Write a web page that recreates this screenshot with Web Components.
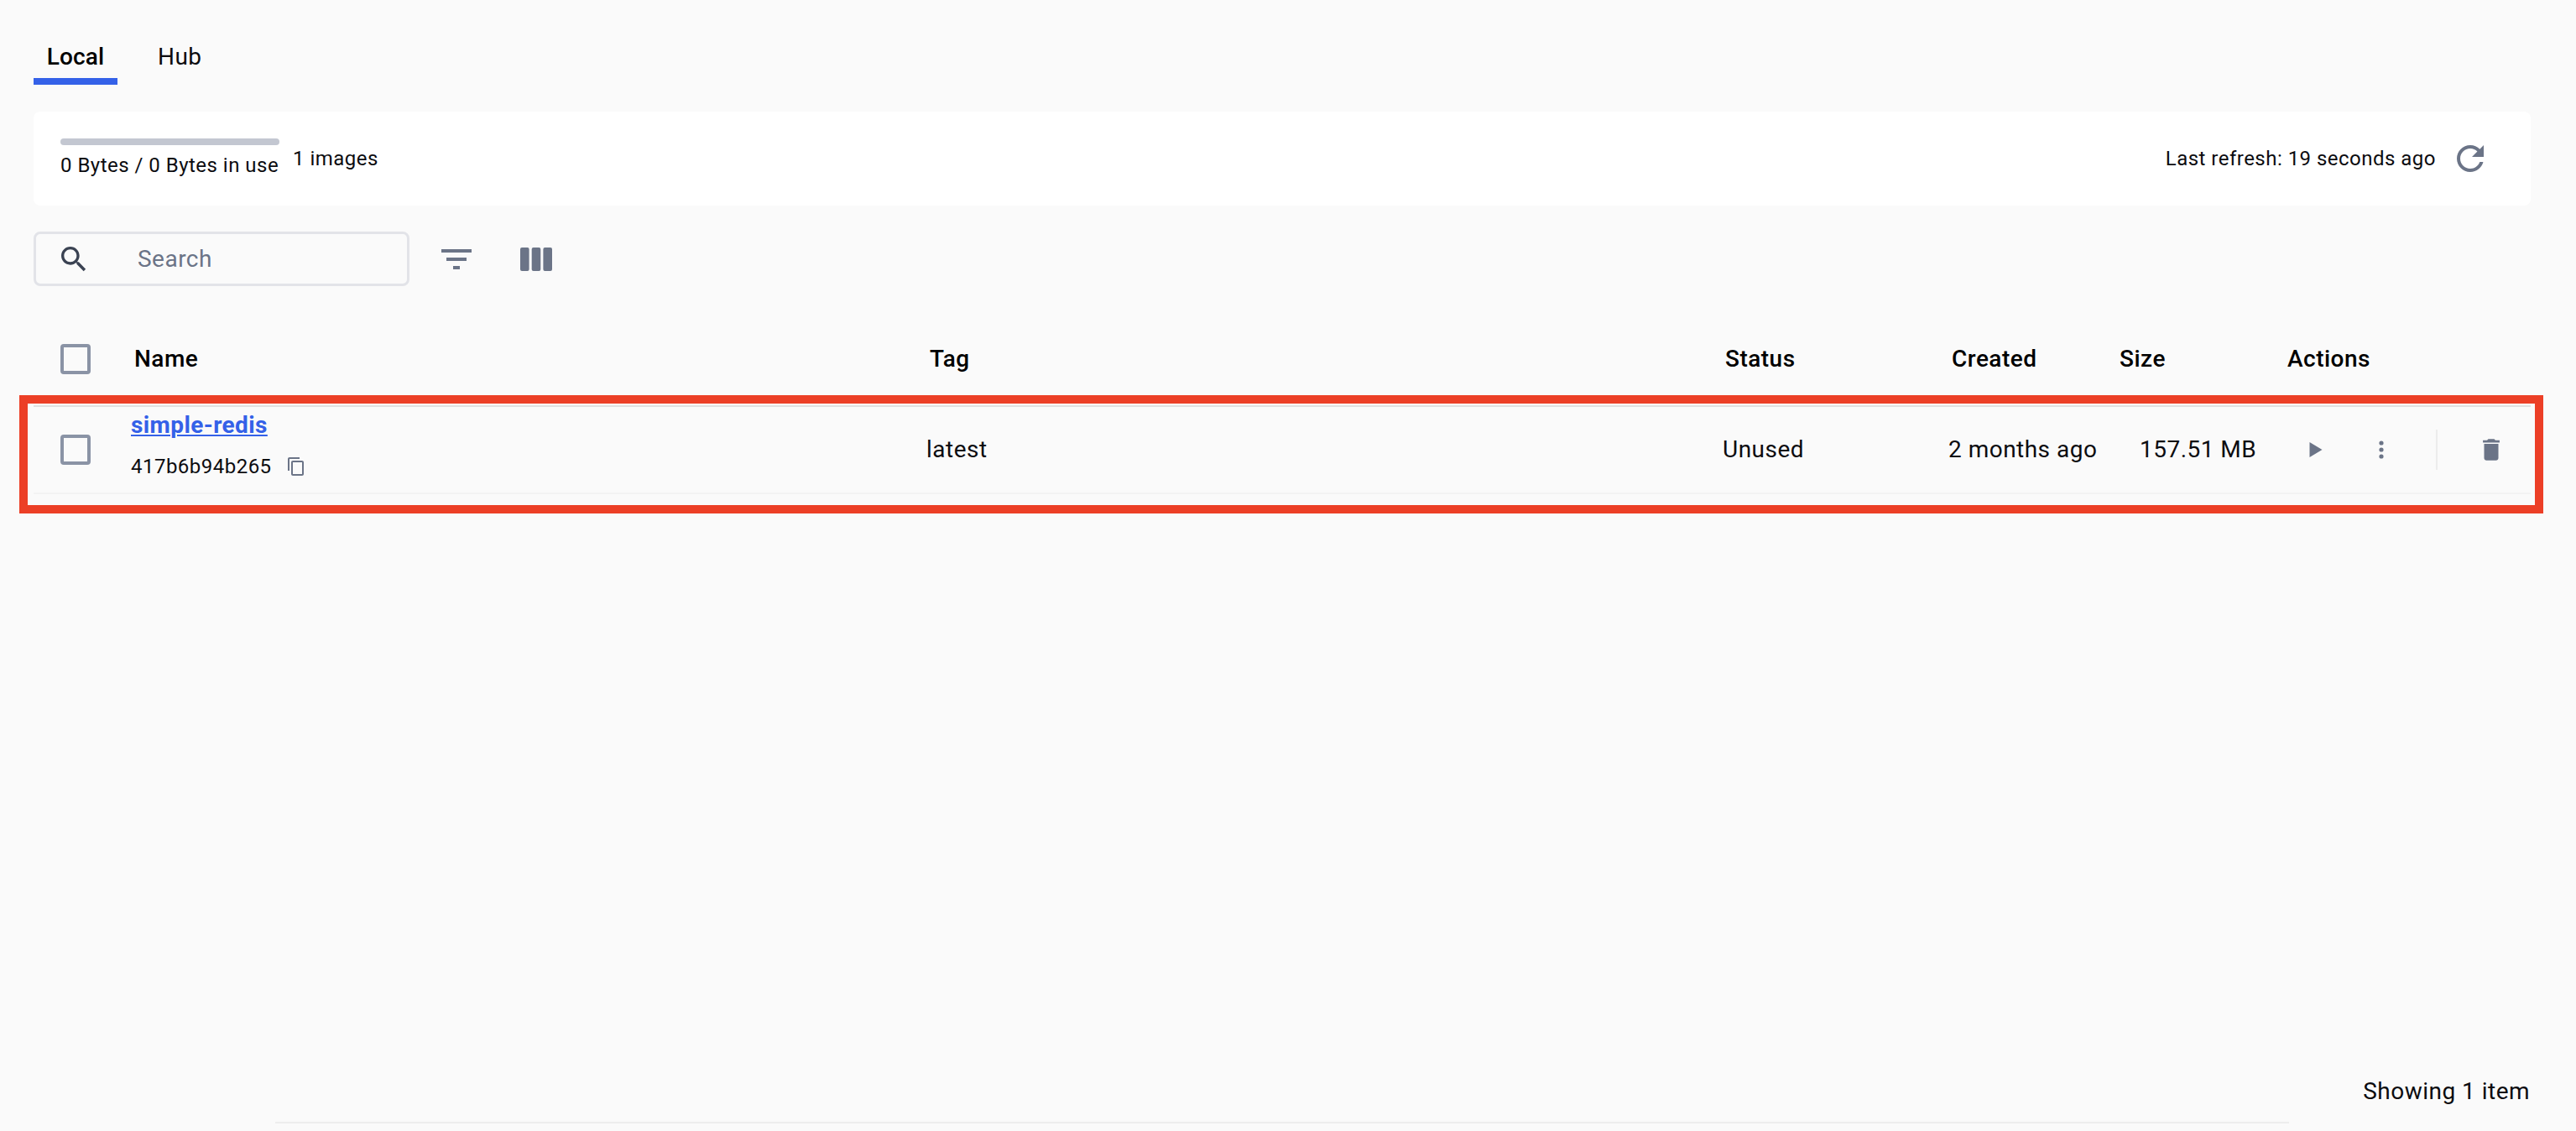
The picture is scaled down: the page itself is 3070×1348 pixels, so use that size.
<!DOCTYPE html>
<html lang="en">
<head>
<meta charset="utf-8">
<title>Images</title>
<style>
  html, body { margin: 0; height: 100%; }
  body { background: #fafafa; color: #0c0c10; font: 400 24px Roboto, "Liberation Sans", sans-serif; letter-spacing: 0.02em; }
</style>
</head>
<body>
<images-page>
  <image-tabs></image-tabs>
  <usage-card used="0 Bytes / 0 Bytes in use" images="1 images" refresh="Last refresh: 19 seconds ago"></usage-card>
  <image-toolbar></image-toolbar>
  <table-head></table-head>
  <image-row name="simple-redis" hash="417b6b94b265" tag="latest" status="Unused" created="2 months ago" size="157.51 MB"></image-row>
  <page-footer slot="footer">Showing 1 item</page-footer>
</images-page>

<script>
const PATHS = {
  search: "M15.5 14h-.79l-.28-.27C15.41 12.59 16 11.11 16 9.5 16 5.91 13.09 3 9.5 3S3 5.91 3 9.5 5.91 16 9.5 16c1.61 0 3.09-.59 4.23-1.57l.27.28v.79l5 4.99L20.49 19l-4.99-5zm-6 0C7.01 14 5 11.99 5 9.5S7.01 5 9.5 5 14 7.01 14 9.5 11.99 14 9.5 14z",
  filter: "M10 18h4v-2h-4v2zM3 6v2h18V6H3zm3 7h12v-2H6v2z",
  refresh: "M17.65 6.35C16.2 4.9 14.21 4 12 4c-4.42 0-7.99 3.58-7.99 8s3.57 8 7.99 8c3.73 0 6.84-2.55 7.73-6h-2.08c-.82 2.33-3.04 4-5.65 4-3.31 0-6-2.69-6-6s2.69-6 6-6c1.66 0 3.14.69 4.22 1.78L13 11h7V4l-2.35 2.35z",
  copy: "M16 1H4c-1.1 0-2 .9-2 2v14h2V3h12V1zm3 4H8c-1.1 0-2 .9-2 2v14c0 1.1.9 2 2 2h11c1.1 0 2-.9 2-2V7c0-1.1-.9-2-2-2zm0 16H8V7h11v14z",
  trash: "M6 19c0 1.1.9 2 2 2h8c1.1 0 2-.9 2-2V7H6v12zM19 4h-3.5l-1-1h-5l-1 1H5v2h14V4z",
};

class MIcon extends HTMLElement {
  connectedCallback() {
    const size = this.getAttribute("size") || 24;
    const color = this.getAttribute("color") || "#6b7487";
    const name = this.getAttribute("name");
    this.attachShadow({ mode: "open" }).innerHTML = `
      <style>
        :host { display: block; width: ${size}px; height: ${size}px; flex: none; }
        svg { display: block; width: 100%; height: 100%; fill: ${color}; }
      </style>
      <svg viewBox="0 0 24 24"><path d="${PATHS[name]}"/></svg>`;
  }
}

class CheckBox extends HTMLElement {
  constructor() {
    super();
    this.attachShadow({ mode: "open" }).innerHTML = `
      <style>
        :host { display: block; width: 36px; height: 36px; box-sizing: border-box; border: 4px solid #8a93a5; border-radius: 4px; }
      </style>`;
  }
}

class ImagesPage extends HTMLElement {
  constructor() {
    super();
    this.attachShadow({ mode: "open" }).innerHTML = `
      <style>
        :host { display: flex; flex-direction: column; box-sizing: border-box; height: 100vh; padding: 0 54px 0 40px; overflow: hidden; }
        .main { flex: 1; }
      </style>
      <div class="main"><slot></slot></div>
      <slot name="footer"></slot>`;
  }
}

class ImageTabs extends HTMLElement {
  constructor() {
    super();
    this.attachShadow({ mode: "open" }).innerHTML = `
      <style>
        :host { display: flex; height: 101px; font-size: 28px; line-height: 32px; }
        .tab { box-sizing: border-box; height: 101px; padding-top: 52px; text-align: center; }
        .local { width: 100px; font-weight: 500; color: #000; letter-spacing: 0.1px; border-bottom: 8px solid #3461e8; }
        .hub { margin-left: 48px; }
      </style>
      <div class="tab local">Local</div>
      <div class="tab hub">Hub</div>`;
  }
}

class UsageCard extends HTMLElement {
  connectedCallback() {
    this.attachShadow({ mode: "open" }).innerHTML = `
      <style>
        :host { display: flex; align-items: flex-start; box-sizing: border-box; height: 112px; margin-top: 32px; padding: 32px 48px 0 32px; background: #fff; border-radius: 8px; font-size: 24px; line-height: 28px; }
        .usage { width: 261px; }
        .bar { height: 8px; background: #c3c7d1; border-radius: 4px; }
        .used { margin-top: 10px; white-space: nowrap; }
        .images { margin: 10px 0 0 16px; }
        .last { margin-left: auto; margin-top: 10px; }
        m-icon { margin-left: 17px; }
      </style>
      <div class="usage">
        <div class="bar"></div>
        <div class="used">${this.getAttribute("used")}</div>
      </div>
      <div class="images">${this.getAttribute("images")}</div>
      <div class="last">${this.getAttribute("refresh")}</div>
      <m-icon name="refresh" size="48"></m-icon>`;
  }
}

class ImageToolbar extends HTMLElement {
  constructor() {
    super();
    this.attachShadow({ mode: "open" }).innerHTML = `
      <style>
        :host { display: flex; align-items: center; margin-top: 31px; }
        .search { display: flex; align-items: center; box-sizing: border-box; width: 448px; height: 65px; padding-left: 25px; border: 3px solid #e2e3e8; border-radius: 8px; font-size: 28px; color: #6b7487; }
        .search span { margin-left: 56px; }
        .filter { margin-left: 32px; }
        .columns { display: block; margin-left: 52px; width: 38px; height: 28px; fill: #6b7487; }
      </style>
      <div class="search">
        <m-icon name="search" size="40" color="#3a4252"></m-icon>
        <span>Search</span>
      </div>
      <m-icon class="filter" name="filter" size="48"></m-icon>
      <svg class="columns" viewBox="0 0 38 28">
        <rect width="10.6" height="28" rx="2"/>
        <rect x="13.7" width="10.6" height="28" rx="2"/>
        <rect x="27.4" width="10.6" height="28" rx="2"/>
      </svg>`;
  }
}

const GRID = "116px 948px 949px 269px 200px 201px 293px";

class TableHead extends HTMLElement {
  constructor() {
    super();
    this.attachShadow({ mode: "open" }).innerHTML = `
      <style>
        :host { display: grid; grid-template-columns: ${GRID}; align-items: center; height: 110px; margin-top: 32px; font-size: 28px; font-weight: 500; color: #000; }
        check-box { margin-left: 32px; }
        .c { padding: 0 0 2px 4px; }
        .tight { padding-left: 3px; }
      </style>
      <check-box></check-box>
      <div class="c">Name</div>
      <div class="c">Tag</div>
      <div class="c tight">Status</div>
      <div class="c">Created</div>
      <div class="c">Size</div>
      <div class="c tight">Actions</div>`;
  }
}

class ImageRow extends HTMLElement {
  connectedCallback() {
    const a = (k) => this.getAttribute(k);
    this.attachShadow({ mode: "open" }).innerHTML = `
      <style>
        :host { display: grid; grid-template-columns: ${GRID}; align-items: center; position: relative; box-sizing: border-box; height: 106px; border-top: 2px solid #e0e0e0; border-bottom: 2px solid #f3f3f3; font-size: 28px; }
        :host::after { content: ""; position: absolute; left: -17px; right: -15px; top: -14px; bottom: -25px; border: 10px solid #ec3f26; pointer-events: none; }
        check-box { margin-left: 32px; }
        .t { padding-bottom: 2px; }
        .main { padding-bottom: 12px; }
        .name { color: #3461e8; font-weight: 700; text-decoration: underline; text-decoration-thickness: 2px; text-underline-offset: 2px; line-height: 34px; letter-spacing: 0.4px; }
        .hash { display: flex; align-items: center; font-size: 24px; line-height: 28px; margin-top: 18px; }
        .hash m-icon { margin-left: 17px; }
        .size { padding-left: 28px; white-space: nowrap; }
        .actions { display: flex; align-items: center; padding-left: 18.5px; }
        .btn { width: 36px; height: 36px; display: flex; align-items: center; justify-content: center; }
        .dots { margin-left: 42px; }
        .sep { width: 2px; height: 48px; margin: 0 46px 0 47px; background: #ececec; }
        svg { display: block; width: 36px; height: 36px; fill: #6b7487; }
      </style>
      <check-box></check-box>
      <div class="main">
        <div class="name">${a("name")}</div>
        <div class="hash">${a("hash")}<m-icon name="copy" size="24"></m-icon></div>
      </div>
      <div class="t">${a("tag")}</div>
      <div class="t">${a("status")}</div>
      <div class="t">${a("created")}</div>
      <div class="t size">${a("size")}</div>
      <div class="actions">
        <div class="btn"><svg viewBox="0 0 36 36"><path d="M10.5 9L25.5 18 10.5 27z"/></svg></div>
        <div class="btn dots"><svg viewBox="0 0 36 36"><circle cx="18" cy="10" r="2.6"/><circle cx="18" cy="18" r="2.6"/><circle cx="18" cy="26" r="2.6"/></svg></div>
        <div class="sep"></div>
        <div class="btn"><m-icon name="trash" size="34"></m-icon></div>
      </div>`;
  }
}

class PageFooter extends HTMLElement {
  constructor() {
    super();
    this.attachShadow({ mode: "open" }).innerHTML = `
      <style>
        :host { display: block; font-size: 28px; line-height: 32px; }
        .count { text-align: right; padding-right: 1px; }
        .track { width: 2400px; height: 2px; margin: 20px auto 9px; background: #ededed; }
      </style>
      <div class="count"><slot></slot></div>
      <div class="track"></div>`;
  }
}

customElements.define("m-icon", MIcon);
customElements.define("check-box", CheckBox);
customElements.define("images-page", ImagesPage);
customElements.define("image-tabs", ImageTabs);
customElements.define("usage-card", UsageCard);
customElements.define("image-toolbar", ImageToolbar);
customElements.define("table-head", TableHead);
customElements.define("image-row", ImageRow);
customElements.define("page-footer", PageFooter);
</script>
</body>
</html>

→ **WHAT IS BEING ASKED**:
Extract, word for word, each line from the top of the data down to and including the line with "</images-page>"; skip the pictures.

→ **EXERCISE RESULT**:
Write a web page that recreates this screenshot with Web Components.
The picture is scaled down: the page itself is 3070×1348 pixels, so use that size.
<!DOCTYPE html>
<html lang="en">
<head>
<meta charset="utf-8">
<title>Images</title>
<style>
  html, body { margin: 0; height: 100%; }
  body { background: #fafafa; color: #0c0c10; font: 400 24px Roboto, "Liberation Sans", sans-serif; letter-spacing: 0.02em; }
</style>
</head>
<body>
<images-page>
  <image-tabs></image-tabs>
  <usage-card used="0 Bytes / 0 Bytes in use" images="1 images" refresh="Last refresh: 19 seconds ago"></usage-card>
  <image-toolbar></image-toolbar>
  <table-head></table-head>
  <image-row name="simple-redis" hash="417b6b94b265" tag="latest" status="Unused" created="2 months ago" size="157.51 MB"></image-row>
  <page-footer slot="footer">Showing 1 item</page-footer>
</images-page>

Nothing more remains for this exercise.